Although I expect that Apple will get in some trouble in these lawsuits for not informing customers that they were going to slow down their phones’ performance, when the matter of whether or not companies like Apple have a legal right to hinder the performance of their own products to force customers to upgrade is finally settled (which may take years, because I strongly suspect that Apple will settle this first wave of lawsuits), I have to believe that the right of companies to deliberately “brick” their products will be upheld. The real reason for this will be the privileging of corporate profits over consumers’ rights to quality, of course, but now that the culture of disposability is so pernicious in America, so widely expected, that will probably be the excuse written up in court rulings: Of course you should only expect your cell phone to last two years, because that’s just the way these things go.

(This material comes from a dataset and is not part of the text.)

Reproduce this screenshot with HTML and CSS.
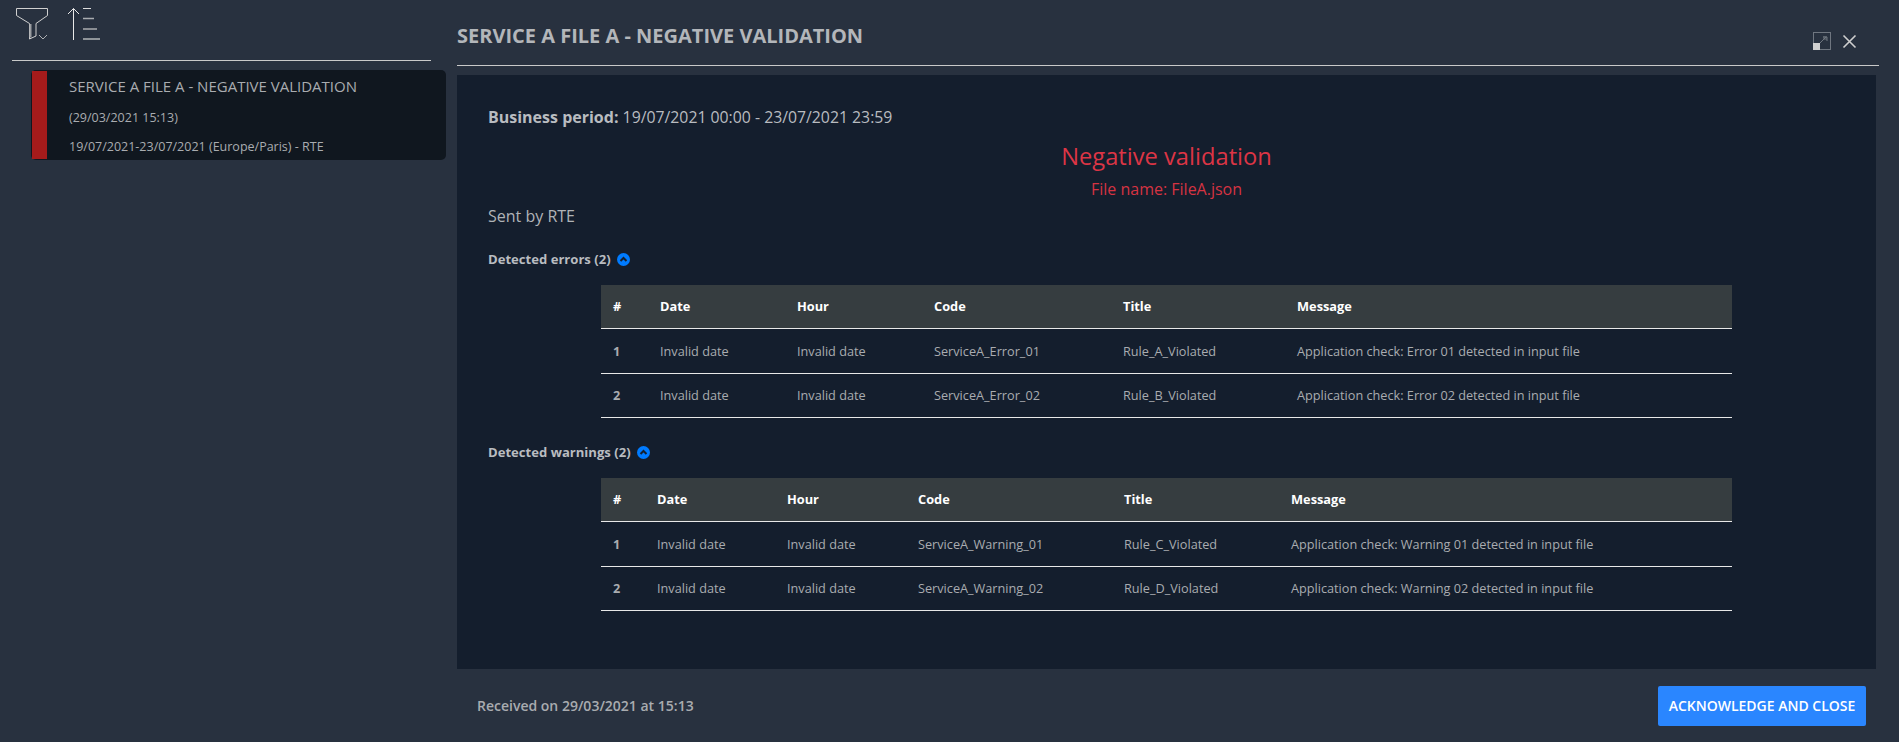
FILE: index.html
```html
<!DOCTYPE html>
<html lang="en">
<head>
    <meta charset="UTF-8">
    <title>Service A File A - Negative validation</title>
    <link rel="stylesheet" href="styles.css">
</head>
<body>
    <div class="feed">
        <div class="feed-tools">
            <svg width="34" height="34" viewBox="0 0 34 34" fill="none" stroke="#d0d0d0">
                <path d="M1.5 1.5H32.5V8.5L21 16.5V29L14.5 32V16.5L1.5 8.5Z"/>
                <path d="M15.5 17V30.5" stroke="#9a9da1" stroke-width="2"/>
                <path d="M24 28L28 32L32 28" stroke-width="0.8"/>
            </svg>
            <svg width="34" height="35" viewBox="0 0 34 35" fill="none" stroke="#a9acb0">
                <path d="M6.5 33V1.5M1 7L6.5 1.5L12 7" stroke="#e8e8e8"/>
                <path d="M16 1.5H24" stroke="#dddddd"/>
                <path d="M16 11.5H27M16 22H30" stroke-width="1.4"/>
                <path d="M16 32H33" stroke="#8f9499" stroke-width="2"/>
            </svg>
        </div>
        <div class="card">
            <div class="card-bar"></div>
            <div class="card-body">
                <div class="card-title">SERVICE A FILE A - NEGATIVE VALIDATION</div>
                <div class="card-time">(29/03/2021 15:13)</div>
                <div class="card-period">19/07/2021-23/07/2021 (Europe/Paris) - RTE</div>
            </div>
        </div>
    </div>
    <div class="detail">
        <div class="detail-head">
            <div class="detail-title">SERVICE A FILE A - NEGATIVE VALIDATION</div>
            <div class="detail-actions">
                <svg width="19" height="19" viewBox="0 0 19 19" fill="none">
                    <rect x="0.5" y="0.5" width="17" height="17" stroke="#6f7680"/>
                    <rect x="0" y="11" width="7" height="7" fill="#cfcfcf"/>
                    <rect x="10" y="4" width="4" height="4" fill="#4b525c"/>
                    <path d="M7 11L13 5M10 5H14V9" stroke="#6f7680"/>
                </svg>
                <svg width="15" height="15" viewBox="0 0 15 15" fill="none" stroke="#cfcfcf" stroke-width="1.6">
                    <path d="M1.5 1.5L13.5 13.5M13.5 1.5L1.5 13.5"/>
                </svg>
            </div>
        </div>
        <div class="content">
            <div class="period"><b>Business period:</b> <span class="period-value">19/07/2021 00:00 - 23/07/2021 23:59</span></div>
            <div class="headline">Negative validation</div>
            <div class="filename">File name: FileA.json</div>
            <div class="sent">Sent by RTE</div>

            <div class="section-title">Detected errors (2) <span class="chevron"><svg width="13" height="13" viewBox="0 0 13 13"><circle cx="6.5" cy="6.5" r="6.5" fill="#007bff"/><path d="M3.5 8L6.5 5L9.5 8" fill="none" stroke="#14202f" stroke-width="2"/></svg></span></div>
            <table class="grid grid-errors">
                <tr><th>#</th><th>Date</th><th>Hour</th><th>Code</th><th>Title</th><th>Message</th></tr>
                <tr><td><b>1</b></td><td>Invalid date</td><td>Invalid date</td><td>ServiceA_Error_01</td><td>Rule_A_Violated</td><td>Application check: Error 01 detected in input file</td></tr>
                <tr><td><b>2</b></td><td>Invalid date</td><td>Invalid date</td><td>ServiceA_Error_02</td><td>Rule_B_Violated</td><td>Application check: Error 02 detected in input file</td></tr>
            </table>

            <div class="section-title section-warnings">Detected warnings (2) <span class="chevron"><svg width="13" height="13" viewBox="0 0 13 13"><circle cx="6.5" cy="6.5" r="6.5" fill="#007bff"/><path d="M3.5 8L6.5 5L9.5 8" fill="none" stroke="#14202f" stroke-width="2"/></svg></span></div>
            <table class="grid grid-warnings">
                <tr><th>#</th><th>Date</th><th>Hour</th><th>Code</th><th>Title</th><th>Message</th></tr>
                <tr><td><b>1</b></td><td>Invalid date</td><td>Invalid date</td><td>ServiceA_Warning_01</td><td>Rule_C_Violated</td><td>Application check: Warning 01 detected in input file</td></tr>
                <tr><td><b>2</b></td><td>Invalid date</td><td>Invalid date</td><td>ServiceA_Warning_02</td><td>Rule_D_Violated</td><td>Application check: Warning 02 detected in input file</td></tr>
            </table>
        </div>
        <div class="detail-foot">
            <div class="received">Received on 29/03/2021 at 15:13</div>
            <button class="ack">ACKNOWLEDGE AND CLOSE</button>
        </div>
    </div>
</body>
</html>
```
FILE: styles.css
```css
html, body {
    height: 100%;
}

body {
    margin: 0;
    height: 742px;
    overflow: hidden;
    display: flex;
    background-color: #28313f;
    color: #b9bcc0;
    font-family: "Open Sans", sans-serif;
}

.feed {
    width: 457px;
    flex: none;
    box-sizing: border-box;
    padding-left: 12px;
}

.feed-tools {
    display: flex;
    gap: 18px;
    width: 419px;
    height: 61px;
    box-sizing: border-box;
    padding: 7px 0 0 3px;
    border-bottom: 1px solid #c9c9c9;
}

.card {
    display: flex;
    margin: 9px 0 0 19px;
    height: 90px;
    width: 415px;
    background-color: #10171f;
    border-radius: 5px;
}

.card-bar {
    width: 15px;
    margin: 1px 0 1px 1px;
    background-color: #a51b1b;
}

.card-body {
    padding-left: 22px;
}

.card-title {
    font-size: 15px;
    line-height: 20px;
    margin-top: 6px;
    color: #a9acb0;
}

.card-time {
    font-size: 12.5px;
    line-height: 17px;
    margin-top: 13px;
    color: #a9acb0;
}

.card-period {
    font-size: 12.5px;
    line-height: 17px;
    margin-top: 12px;
    color: #a9acb0;
}

.detail {
    flex: 1;
    display: flex;
    flex-direction: column;
    padding-right: 20px;
}

.detail-head {
    display: flex;
    justify-content: space-between;
    height: 65px;
    border-bottom: 1px solid #c9c9c9;
}

.detail-title {
    font-size: 20px;
    font-weight: 700;
    line-height: 26px;
    margin-top: 23px;
    color: #b3b6ba;
}

.detail-actions {
    display: flex;
    gap: 10px;
    padding: 32px 22px 0 0;
}

.detail-actions svg + svg {
    margin-top: 2px;
}

.content {
    margin-top: 9px;
    width: 1419px;
    height: 594px;
    box-sizing: border-box;
    padding: 30px 31px 0;
    background-color: #141e2d;
}

.period {
    font-size: 16px;
    line-height: 24px;
}

.period-value {
    font-size: 15.8px;
}

.headline {
    text-align: center;
    font-size: 23.7px;
    line-height: 32px;
    margin-top: 11px;
    color: #dc3545;
}

.filename {
    text-align: center;
    font-size: 16px;
    line-height: 22px;
    margin-top: 6px;
    color: #d63342;
}

.sent {
    font-size: 16px;
    line-height: 22px;
    margin-top: 5px;
    color: #b0b3b7;
}

.section-title {
    font-size: 13.1px;
    font-weight: 700;
    line-height: 18px;
    margin-top: 23px;
    display: flex;
    align-items: center;
    gap: 6px;
}

.section-warnings {
    margin-top: 25px;
}

.chevron {
    display: flex;
}

.grid {
    border-collapse: separate;
    border-spacing: 0;
    margin: 17px 0 0 113px;
    width: 1131px;
    table-layout: fixed;
    font-size: 12.7px;
    color: #a9acb0;
}

.grid th, .grid td {
    box-sizing: border-box;
    height: 44px;
    padding: 0 0 0 12px;
    text-align: left;
    border-bottom: 1px solid #e8e8e8;
}

.grid tr:nth-child(2) td {
    height: 45px;
}

.grid tr:nth-child(3) td {
    padding-bottom: 1px;
}

.grid th {
    padding-bottom: 2px;
    background-color: #363d40;
    color: #fff;
    font-size: 12.8px;
    font-weight: 700;
}

.grid-errors th:nth-child(1) { width: 47px; }
.grid-errors th:nth-child(2) { width: 137px; }
.grid-errors th:nth-child(3) { width: 137px; }
.grid-errors th:nth-child(4) { width: 189px; }
.grid-errors th:nth-child(5) { width: 174px; }

.grid-warnings th:nth-child(1) { width: 44px; }
.grid-warnings th:nth-child(2) { width: 130px; }
.grid-warnings th:nth-child(3) { width: 131px; }
.grid-warnings th:nth-child(4) { width: 206px; }
.grid-warnings th:nth-child(5) { width: 167px; }

.detail-foot {
    flex: 1;
    display: flex;
    justify-content: space-between;
    align-items: center;
    box-sizing: border-box;
    padding: 0 10px 0 20px;
    width: 1419px;
}

.received {
    font-size: 14px;
    font-weight: 600;
    color: #a9acb0;
}

.ack {
    height: 40px;
    width: 208px;
    padding: 0;
    border: none;
    border-radius: 2px;
    background-color: #2a86ff;
    color: #fff;
    font-family: "Open Sans", sans-serif;
    font-size: 14px;
    font-weight: 600;
}
```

More than ever, this is why it’s important for those of us who have the capacity to tackle these things, both technologically and financially, to create functional alternatives to the products and services being offered by major corporations. Unlike Apple products, Android has an open base that can be taken advantage of, and while I know that building my own cell phone will probably be much more taxing than building my own PC, this recent Apple news sure has me keen to learn how to make the successor to my Nexus 5 with my own hands. It might not last as long as my grandfather’s potato masher, but it’ll probably be functional for years after the current wave of iPhones gets bricked by Apple.